* begin Information supplied *

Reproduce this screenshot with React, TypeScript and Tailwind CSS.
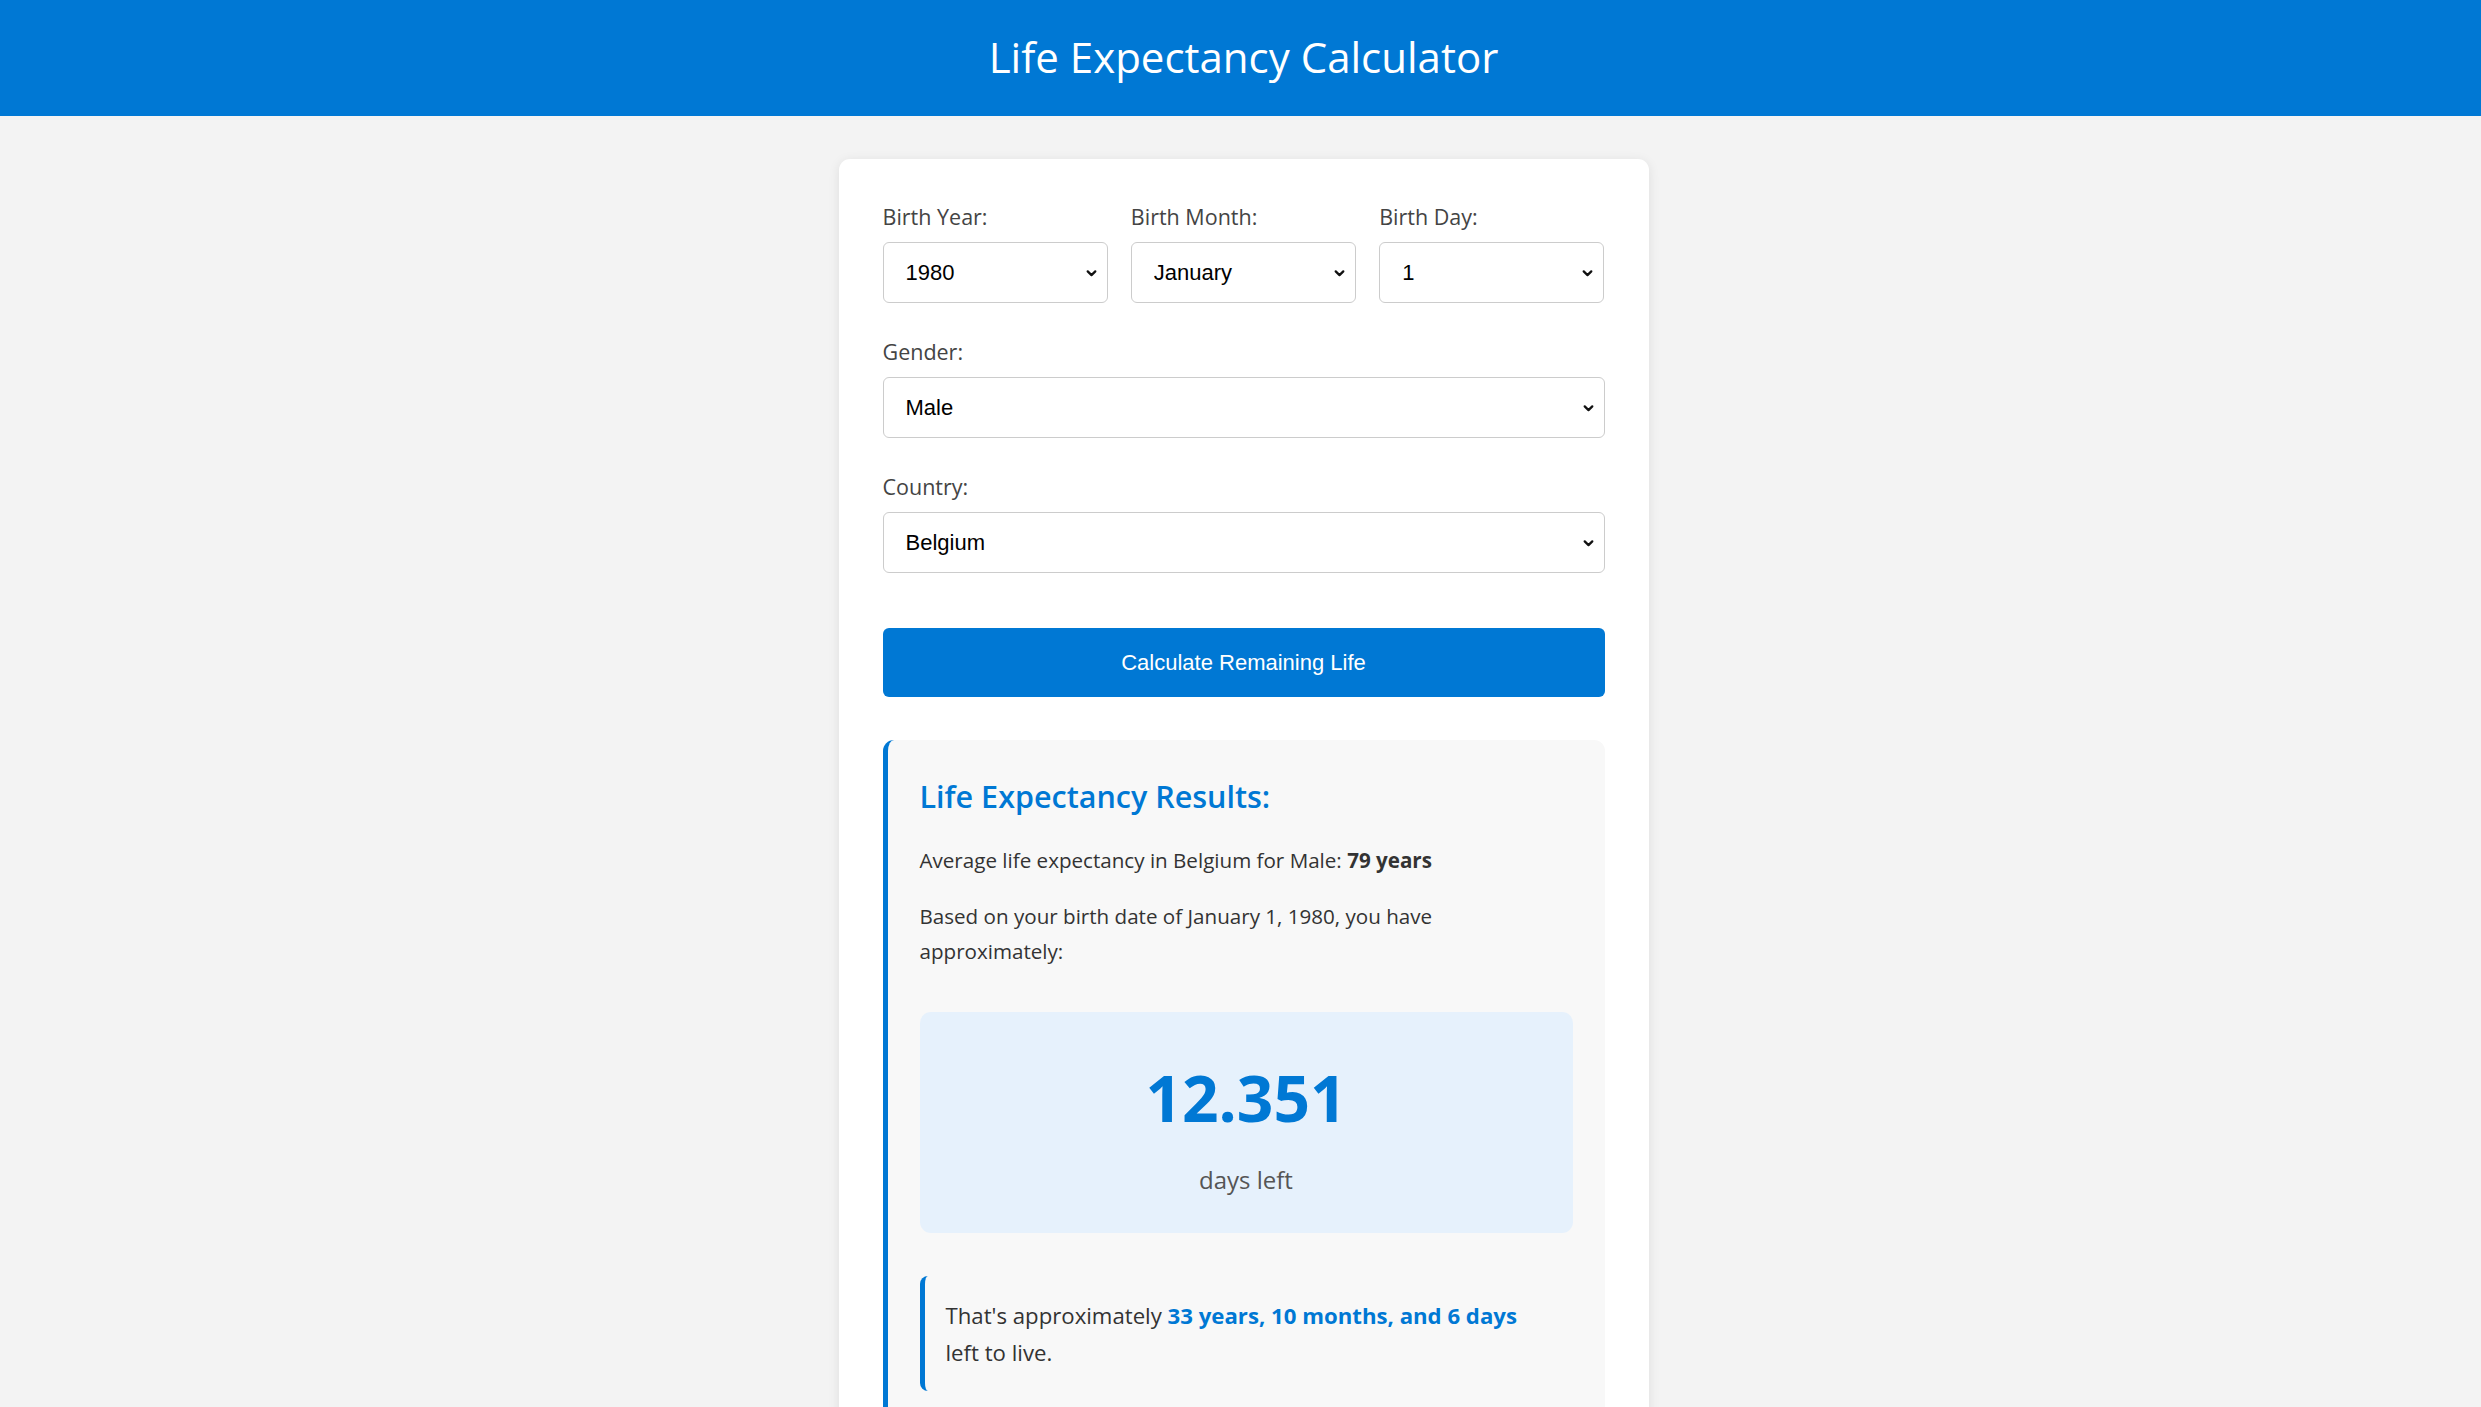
import { useState } from 'react';

const YEARS = Array.from({ length: 100 }, (_, i) => 2024 - i);
const MONTHS = [
  'January', 'February', 'March', 'April', 'May', 'June',
  'July', 'August', 'September', 'October', 'November', 'December',
];
const DAYS = Array.from({ length: 31 }, (_, i) => i + 1);

function Chevron() {
  return (
    <svg
      className="pointer-events-none absolute right-[10px] top-1/2 -translate-y-1/2 w-[13px] h-[13px]"
      viewBox="0 0 12 12"
      fill="none"
      stroke="#111"
      strokeWidth={2.1}
    >
      <path d="M2.5 4.5 6 8l3.5-3.5" strokeLinecap="round" strokeLinejoin="round" />
    </svg>
  );
}

function Field({
  label,
  value,
  options,
  onChange,
  className = '',
}: {
  label: string;
  value: string;
  options: string[];
  onChange: (v: string) => void;
  className?: string;
}) {
  return (
    <div className={className}>
      <label className="block text-[21.5px] leading-[30px] font-medium text-[#444] mb-[10px]">{label}</label>
      <div className="relative">
        <select
          value={value}
          onChange={(e) => onChange(e.target.value)}
          className="appearance-none w-full h-[61px] pl-[22px] pr-10 bg-white border border-[#ccc] rounded-[6px] text-[22px] text-black font-['Liberation_Sans',Arial,sans-serif] outline-none"
        >
          {options.map((o) => (
            <option key={o} value={o}>
              {o}
            </option>
          ))}
        </select>
        <Chevron />
      </div>
    </div>
  );
}

export default function App() {
  const [year, setYear] = useState('1980');
  const [month, setMonth] = useState('January');
  const [day, setDay] = useState('1');
  const [gender, setGender] = useState('Male');
  const [country, setCountry] = useState('Belgium');

  return (
    <div className="min-h-screen bg-[#f3f3f3] font-['Open_Sans','Noto_Sans',sans-serif] text-[#333]">
      {/* Header */}
      <header className="h-[116px] bg-[#0078d4] flex items-center justify-center pl-[6px]">
        <h1 className="text-[42px] font-normal text-white leading-none -mt-[3px]">Life Expectancy Calculator</h1>
      </header>

      <main className="flex justify-center pt-[43px] pb-[60px] pl-[6px]">
        <div className="w-[810px] bg-white rounded-[11px] shadow-[0_2px_12px_rgba(0,0,0,0.09)] px-[44px] pt-[43px] pb-[44px]">
          {/* Birth date row */}
          <div className="grid grid-cols-3 gap-[23px] mb-[34px]">
            <Field label="Birth Year:" value={year} options={YEARS.map(String)} onChange={setYear} />
            <Field label="Birth Month:" value={month} options={MONTHS} onChange={setMonth} />
            <Field label="Birth Day:" value={day} options={DAYS.map(String)} onChange={setDay} />
          </div>

          <Field
            className="mb-[34px]"
            label="Gender:"
            value={gender}
            options={['Male', 'Female']}
            onChange={setGender}
          />
          <Field
            label="Country:"
            value={country}
            options={['Belgium', 'Netherlands', 'France', 'Germany', 'United Kingdom']}
            onChange={setCountry}
          />

          <button className="mt-[55px] w-full h-[69px] bg-[#0078d4] text-white rounded-[6px] text-[22px] font-['Liberation_Sans',Arial,sans-serif]">
            Calculate Remaining Life
          </button>

          {/* Results */}
          <div className="mt-[43px] bg-[#f8f8f8] border-l-[5px] border-[#0078d4] rounded-[11px] pl-[32px] pr-[32px] pt-[36px] pb-[40px]">
            <h3 className="text-[30.5px] leading-[40px] font-semibold text-[#0078d4] mb-[27px]">Life Expectancy Results:</h3>
            <p className="text-[20.6px] leading-[35px] mb-[21px]">
              Average life expectancy in Belgium for Male: <strong className="font-bold">79 years</strong>
            </p>
            <p className="text-[20.6px] leading-[35px] pr-[90px]">
              Based on your birth date of January 1, 1980, you have approximately:
            </p>

            <div className="mt-[43px] bg-[#e6f1fc] rounded-[11px] pt-[54px] pb-[37px] flex flex-col items-center">
              <div className="text-[64px] leading-[64px] font-bold text-[#0078d4]">12.351</div>
              <div className="mt-[34px] text-[24px] leading-[32px] text-[#555]">days left</div>
            </div>

            <div className="mt-[43px] border-l-[5px] border-[#0078d4] rounded-[8px] pl-[21px] pt-[21px] pb-[20px] pr-[50px]">
              <p className="text-[22.2px] leading-[37px]">
                That's approximately{' '}
                <strong className="font-bold text-[#0078d4]">33 years, 10 months, and 6 days</strong> left to live.
              </p>
            </div>
          </div>
        </div>
      </main>
    </div>
  );
}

* end Information supplied *

> **Goal**
Output an exact copy of the material, with the pictures removed.

> **Answer to this task**
Reproduce this screenshot with React, TypeScript and Tailwind CSS.
import { useState } from 'react';

const YEARS = Array.from({ length: 100 }, (_, i) => 2024 - i);
const MONTHS = [
  'January', 'February', 'March', 'April', 'May', 'June',
  'July', 'August', 'September', 'October', 'November', 'December',
];
const DAYS = Array.from({ length: 31 }, (_, i) => i + 1);

function Chevron() {
  return (
    <svg
      className="pointer-events-none absolute right-[10px] top-1/2 -translate-y-1/2 w-[13px] h-[13px]"
      viewBox="0 0 12 12"
      fill="none"
      stroke="#111"
      strokeWidth={2.1}
    >
      <path d="M2.5 4.5 6 8l3.5-3.5" strokeLinecap="round" strokeLinejoin="round" />
    </svg>
  );
}

function Field({
  label,
  value,
  options,
  onChange,
  className = '',
}: {
  label: string;
  value: string;
  options: string[];
  onChange: (v: string) => void;
  className?: string;
}) {
  return (
    <div className={className}>
      <label className="block text-[21.5px] leading-[30px] font-medium text-[#444] mb-[10px]">{label}</label>
      <div className="relative">
        <select
          value={value}
          onChange={(e) => onChange(e.target.value)}
          className="appearance-none w-full h-[61px] pl-[22px] pr-10 bg-white border border-[#ccc] rounded-[6px] text-[22px] text-black font-['Liberation_Sans',Arial,sans-serif] outline-none"
        >
          {options.map((o) => (
            <option key={o} value={o}>
              {o}
            </option>
          ))}
        </select>
        <Chevron />
      </div>
    </div>
  );
}

export default function App() {
  const [year, setYear] = useState('1980');
  const [month, setMonth] = useState('January');
  const [day, setDay] = useState('1');
  const [gender, setGender] = useState('Male');
  const [country, setCountry] = useState('Belgium');

  return (
    <div className="min-h-screen bg-[#f3f3f3] font-['Open_Sans','Noto_Sans',sans-serif] text-[#333]">
      {/* Header */}
      <header className="h-[116px] bg-[#0078d4] flex items-center justify-center pl-[6px]">
        <h1 className="text-[42px] font-normal text-white leading-none -mt-[3px]">Life Expectancy Calculator</h1>
      </header>

      <main className="flex justify-center pt-[43px] pb-[60px] pl-[6px]">
        <div className="w-[810px] bg-white rounded-[11px] shadow-[0_2px_12px_rgba(0,0,0,0.09)] px-[44px] pt-[43px] pb-[44px]">
          {/* Birth date row */}
          <div className="grid grid-cols-3 gap-[23px] mb-[34px]">
            <Field label="Birth Year:" value={year} options={YEARS.map(String)} onChange={setYear} />
            <Field label="Birth Month:" value={month} options={MONTHS} onChange={setMonth} />
            <Field label="Birth Day:" value={day} options={DAYS.map(String)} onChange={setDay} />
          </div>

          <Field
            className="mb-[34px]"
            label="Gender:"
            value={gender}
            options={['Male', 'Female']}
            onChange={setGender}
          />
          <Field
            label="Country:"
            value={country}
            options={['Belgium', 'Netherlands', 'France', 'Germany', 'United Kingdom']}
            onChange={setCountry}
          />

          <button className="mt-[55px] w-full h-[69px] bg-[#0078d4] text-white rounded-[6px] text-[22px] font-['Liberation_Sans',Arial,sans-serif]">
            Calculate Remaining Life
          </button>

          {/* Results */}
          <div className="mt-[43px] bg-[#f8f8f8] border-l-[5px] border-[#0078d4] rounded-[11px] pl-[32px] pr-[32px] pt-[36px] pb-[40px]">
            <h3 className="text-[30.5px] leading-[40px] font-semibold text-[#0078d4] mb-[27px]">Life Expectancy Results:</h3>
            <p className="text-[20.6px] leading-[35px] mb-[21px]">
              Average life expectancy in Belgium for Male: <strong className="font-bold">79 years</strong>
            </p>
            <p className="text-[20.6px] leading-[35px] pr-[90px]">
              Based on your birth date of January 1, 1980, you have approximately:
            </p>

            <div className="mt-[43px] bg-[#e6f1fc] rounded-[11px] pt-[54px] pb-[37px] flex flex-col items-center">
              <div className="text-[64px] leading-[64px] font-bold text-[#0078d4]">12.351</div>
              <div className="mt-[34px] text-[24px] leading-[32px] text-[#555]">days left</div>
            </div>

            <div className="mt-[43px] border-l-[5px] border-[#0078d4] rounded-[8px] pl-[21px] pt-[21px] pb-[20px] pr-[50px]">
              <p className="text-[22.2px] leading-[37px]">
                That's approximately{' '}
                <strong className="font-bold text-[#0078d4]">33 years, 10 months, and 6 days</strong> left to live.
              </p>
            </div>
          </div>
        </div>
      </main>
    </div>
  );
}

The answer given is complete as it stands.